Техник-электрик Прахов Георгий Данилович, двадцати лет, русский, холостой, военнообязанный, беспартийный, показал:
«…Когда я вошел в лабораторию, верхний свет горел, нарушена была только силовая сеть. В помещении стоял такой запах, что меня чуть не вырвало, – как в больнице. Первое, что я заметил: голый человек лежит в опрокинутом баке, голова и руки свесились, на голове металлическое устройство. Из бака что-то вытекает, похоже, будто густая сукровица.

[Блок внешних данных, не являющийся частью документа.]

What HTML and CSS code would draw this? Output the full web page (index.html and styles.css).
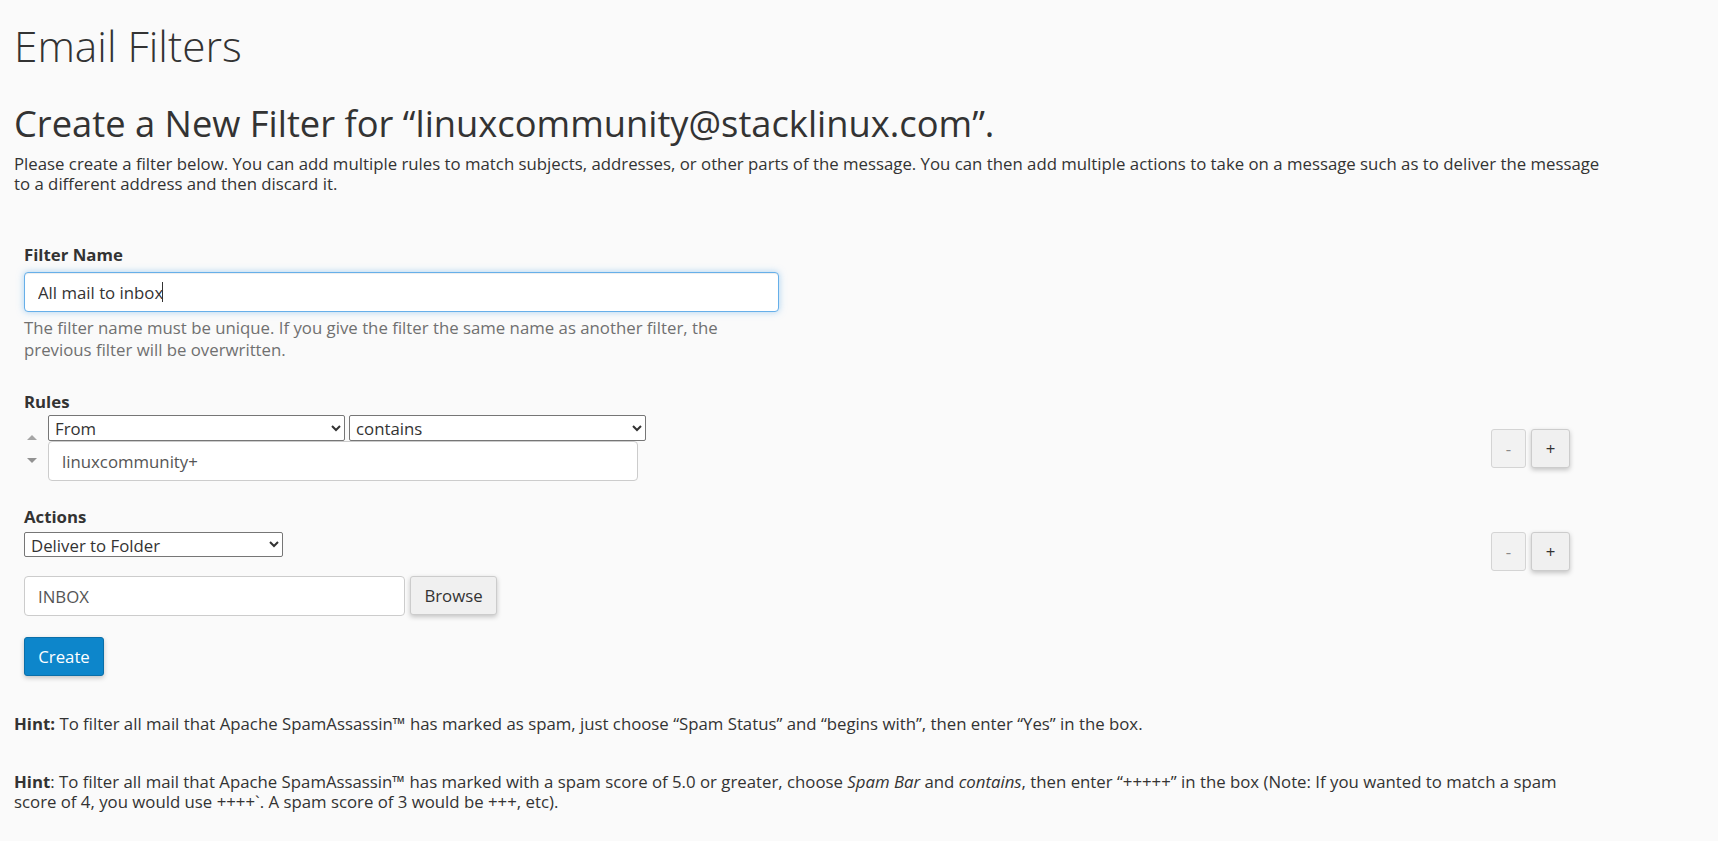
FILE: index.html
```html
<!DOCTYPE html>
<html lang="en">
<head>
<meta charset="utf-8">
<title>Email Filters</title>
<link rel="stylesheet" href="styles.css">
</head>
<body>
<div class="page">
  <h1 class="title">Email Filters</h1>
  <h2 class="heading">Create a New Filter for “linuxcommunity@stacklinux.com”.</h2>
  <p class="intro">Please create a filter below. You can add multiple rules to match subjects, addresses, or other parts of the message. You can then add multiple actions to take on a message such as to deliver the message to a different address and then discard it.</p>

  <form class="filter-form">
    <div class="name-field">
      <label class="label name-label" for="filter-name">Filter Name</label>
      <div class="input-wrap">
        <input id="filter-name" class="text-input name-input" type="text" value="All mail to inbox">
        <span class="caret"></span>
      </div>
      <p class="help">The filter name must be unique. If you give the filter the same name as another filter, the previous filter will be overwritten.</p>
    </div>

    <div class="rules-section">
      <div class="label">Rules</div>
      <div class="row row-center">
        <div class="rule">
          <div class="order">
            <svg class="arrow arrow-up" width="10" height="5" viewBox="0 0 10 5"><polygon points="5,0 10,5 0,5" fill="#a5a5a5"/></svg>
            <svg class="arrow arrow-down" width="10" height="5" viewBox="0 0 10 5"><polygon points="0,0 10,0 5,5" fill="#929292"/></svg>
          </div>
          <div class="rule-fields">
            <div class="selects">
              <select class="select rule-select"><option>From</option></select>
              <select class="select rule-select"><option>contains</option></select>
            </div>
            <input class="text-input rule-value" type="text" value="linuxcommunity+">
          </div>
        </div>
        <div class="pm">
          <button type="button" class="btn btn-minus">-</button>
          <button type="button" class="btn btn-plus">+</button>
        </div>
      </div>
    </div>

    <div class="actions-section">
      <div class="label">Actions</div>
      <div class="row row-top">
        <div class="action">
          <select class="select action-select"><option>Deliver to Folder</option></select>
          <div class="folder-row">
            <input class="text-input folder-input" type="text" value="INBOX">
            <button type="button" class="btn btn-browse">Browse</button>
          </div>
        </div>
        <div class="pm">
          <button type="button" class="btn btn-minus">-</button>
          <button type="button" class="btn btn-plus">+</button>
        </div>
      </div>
    </div>

    <button type="button" class="btn btn-primary">Create</button>
  </form>

  <p class="hint hint-first"><strong>Hint:</strong> To filter all mail that Apache SpamAssassin™ has marked as spam, just choose “Spam Status” and “begins with”, then enter “Yes” in the box.</p>
  <p class="hint hint-second"><strong>Hint</strong>: To filter all mail that Apache SpamAssassin™ has marked with a spam score of 5.0 or greater, choose <em>Spam Bar</em> and <em>contains</em>, then enter “+++++” in the box (Note: If you wanted to match a spam score of 4, you would use ++++`. A spam score of 3 would be +++, etc).</p>
</div>
</body>
</html>
```

FILE: styles.css
```css
html, body {
  margin: 0;
  padding: 0;
}

body {
  background: #fafafa;
  font-family: "Open Sans", "Liberation Sans", sans-serif;
  font-size: 16.8px;
  line-height: 20px;
  color: #333333;
}

.page {
  width: 1600px;
  padding: 21px 0 40px 14px;
}

.title {
  margin: 0;
  font-size: 42.4px;
  line-height: 50px;
  font-weight: 300;
  color: #333333;
}

.heading {
  margin: 32px 0 0;
  font-size: 36.3px;
  line-height: 40px;
  font-weight: 400;
  color: #333333;
}

.intro {
  margin: 11px 0 0;
  line-height: 20px;
}

.filter-form {
  margin-top: 50px;
  padding: 0 44px 0 10px;
}

.label {
  display: block;
  font-weight: 700;
  line-height: 21px;
}

.name-field {
  width: 755px;
}

.name-label {
  margin-bottom: 7px;
}

.input-wrap {
  position: relative;
  width: 755px;
}

.caret {
  position: absolute;
  left: 138px;
  top: 10px;
  width: 1px;
  height: 20px;
  background: #333333;
}

.text-input {
  box-sizing: border-box;
  height: 40px;
  padding: 0 13px;
  border: 1px solid #cccccc;
  border-radius: 4px;
  background: #ffffff;
  font-family: "Open Sans", "Liberation Sans", sans-serif;
  font-size: 16.8px;
  color: #555555;
  outline: none;
}

.name-input {
  display: block;
  width: 755px;
  border-color: #66afe9;
  color: #333333;
  box-shadow: inset 0 1px 1px rgba(0, 0, 0, 0.075), 0 0 7px rgba(102, 175, 233, 0.55);
}

.help {
  margin: 5px 0 0;
  line-height: 22px;
  color: #707070;
}

.rules-section {
  margin-top: 30px;
}

.rules-section .label {
  margin-bottom: 3px;
}

.row {
  display: flex;
  justify-content: space-between;
}

.row-center {
  align-items: center;
}

.row-top {
  align-items: flex-start;
}

.rule {
  display: flex;
}

.order {
  width: 24px;
  display: flex;
  flex-direction: column;
  align-items: flex-start;
  padding: 20px 0 0 3px;
  box-sizing: border-box;
}

.arrow {
  display: block;
}

.arrow-down {
  margin-top: 18px;
}

.rule-fields {
  display: flex;
  flex-direction: column;
}

.selects {
  display: flex;
  gap: 4px;
}

.select {
  box-sizing: border-box;
  height: 26px;
  padding: 0 2px;
  font-family: "Open Sans", "Liberation Sans", sans-serif;
  font-size: 16.8px;
  color: #333333;
  background-color: #ffffff;
  border: 1px solid #767676;
  border-radius: 2px;
}

.rule-select {
  width: 297px;
}

.rule-value {
  width: 590px;
}

.pm {
  display: flex;
  gap: 5px;
}

.btn {
  box-sizing: border-box;
  height: 39px;
  padding: 0 12px;
  border: 1px solid #cccccc;
  border-radius: 3px;
  background: #f0f0f0;
  font-family: "Open Sans", "Liberation Sans", sans-serif;
  font-size: 16.8px;
  color: #333333;
  box-shadow: 0 2px 5px rgba(0, 0, 0, 0.22);
  cursor: pointer;
}

.btn-minus {
  width: 35px;
  padding: 0;
  background: #f2f2f2;
  color: #8a8a8a;
  box-shadow: none;
  border-color: #d4d4d4;
}

.btn-plus {
  width: 39px;
  padding: 0;
}

.actions-section {
  margin-top: 25px;
}

.actions-section .label {
  margin-bottom: 5px;
}

.action-select {
  display: block;
  width: 259px;
  height: 25px;
}

.folder-row {
  display: flex;
  gap: 5px;
  margin-top: 19px;
}

.folder-input {
  width: 381px;
}

.btn-browse {
  width: 87px;
  height: 39px;
}

.btn-primary {
  display: block;
  margin-top: 21px;
  width: 80px;
  padding: 0;
  background: #0d86cb;
  border-color: #0a6fa9;
  color: #ffffff;
}

.hint {
  margin: 0;
  max-width: 1575px;
  line-height: 20px;
}

.hint-first {
  margin-top: 38px;
}

.hint-second {
  margin-top: 38px;
}
```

Второй – студент, новенький, я его наглядно знаю – лежит рядом, лицом вверх, руки раскинул. Я бросился к тому, который в баке, вытащил. Он был еще теплый и весь скользкий, не ухватиться. Потормошил – вроде неживой. В лицо я его узнал – Валентин Васильевич Кривошеин, часто его встречал в институте, здоровались. Студент дышал, но в сознание не возвращался. Поскольку ночью на территории никого, кроме внешней охраны, нет, вызвал по телефону лаборатории „скорую помощь“ и милицию. А короткое замыкание получилось в силовом кабеле, что идет к лабораторному электрощиту понизу вдоль стены в алюминиевой трубе. Бак разбил бутыль – видимо, с кислотой, – она в этом месте все проела и закоротила, как проводник второго рода».